I am having trouble figuring out how they arrived at this "simplification". This is from a book I am reading and they are using binomial distribution to prove that the derivative of $f(x) = x^k$ is $f'(x) = kx^{k-1}$.
While I understand the whole concept that the book is trying to get across, I am scared I might have to 'puke out" the exact formula (which contains the expression on the right, $\frac{1}{2k(k-1)}$ and I'd prefer understanding how they simplified it because understanding > memorizing
I am sorry if it's super obvious to most of you, I am quite bad with fractions and just recently got into mathematics... 
 A: The defining property of factorials is that for any $n$, $n!=n\cdot (n-1)!$.  We now apply this property twice, once for $n=k$ and again for $n=k-1$, to get:
$$k!=k\cdot (k-1)! = k\cdot (k-1)\cdot (k-2)!$$
A: Your equation is a specific case of the more general:
$${k\choose n} = \frac{k!}{n!(k-n)!} = \frac{k\cdot(k-1)\cdot ...\cdot (k-n+1)}{n!}$$
because:
$$\frac{k!}{n!(k-n)!} = \frac{k\cdot(k-1)\cdot ...\cdot (k-n+1) \cdot (k-n)!}{(k-n)!n!}=\frac{k\cdot(k-1)\cdot ...\cdot (k-n+1)}{n!}$$
A: Do it combinatorially: $C(k,2)$ counts the number of ways to choose, in no particular order, $2$ objects from a box of $k$ (distinct) objects.
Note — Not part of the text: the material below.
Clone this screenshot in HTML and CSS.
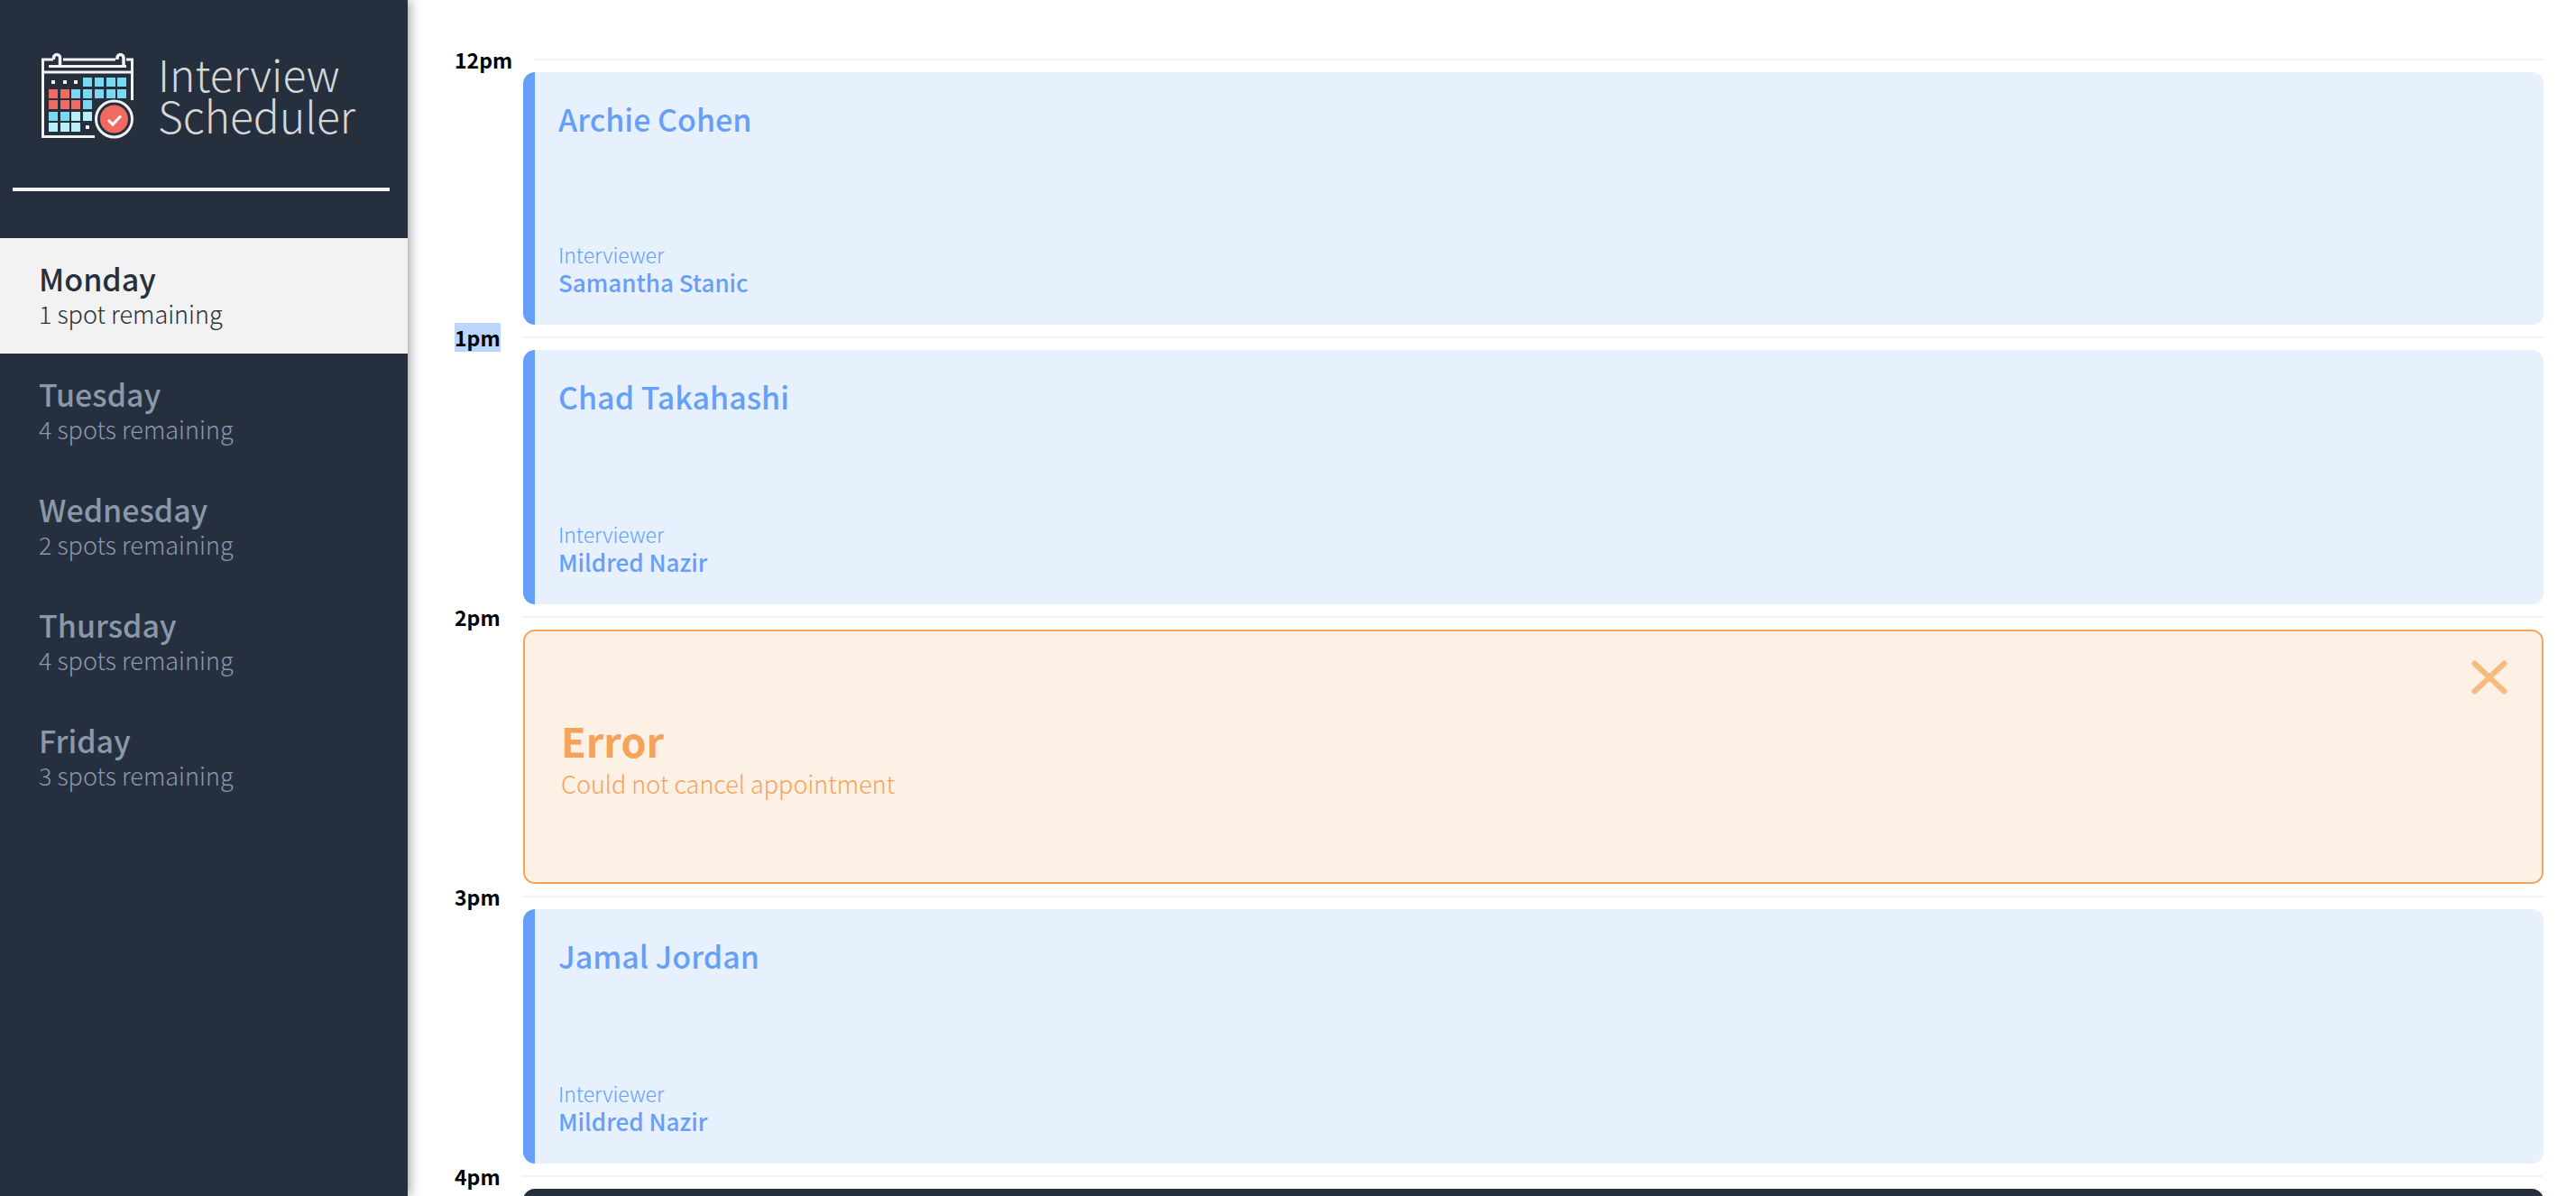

For the first of your pair of objects, there are $k$ options. For the second you have $k-1$ choices. The order doesn't matter, so we don't regard choosing the first object and then the second as any different than choosing the second and then the first. Then there are $k\cdot (k-1)/2$ such choices in total. 
A: $$C_{n}^{k}=\frac{n!}{k!(n-k)!}$$
$$C_{n}^{2}=\frac{n!}{2!(n-2)!}=\frac{1*2*3*....*(n-3)*(n-2)*(n-1)*n}{1*2*1*2*3*...*(n-4)*(n-3)*(n-2)}$$
When you remove the unnesessary things you get the identity you wanted:
$$C_{n}^{2}=\frac{n*(n-1)}{2}$$
Example $$C_{4}^{2}=\frac{3*4}{2}$$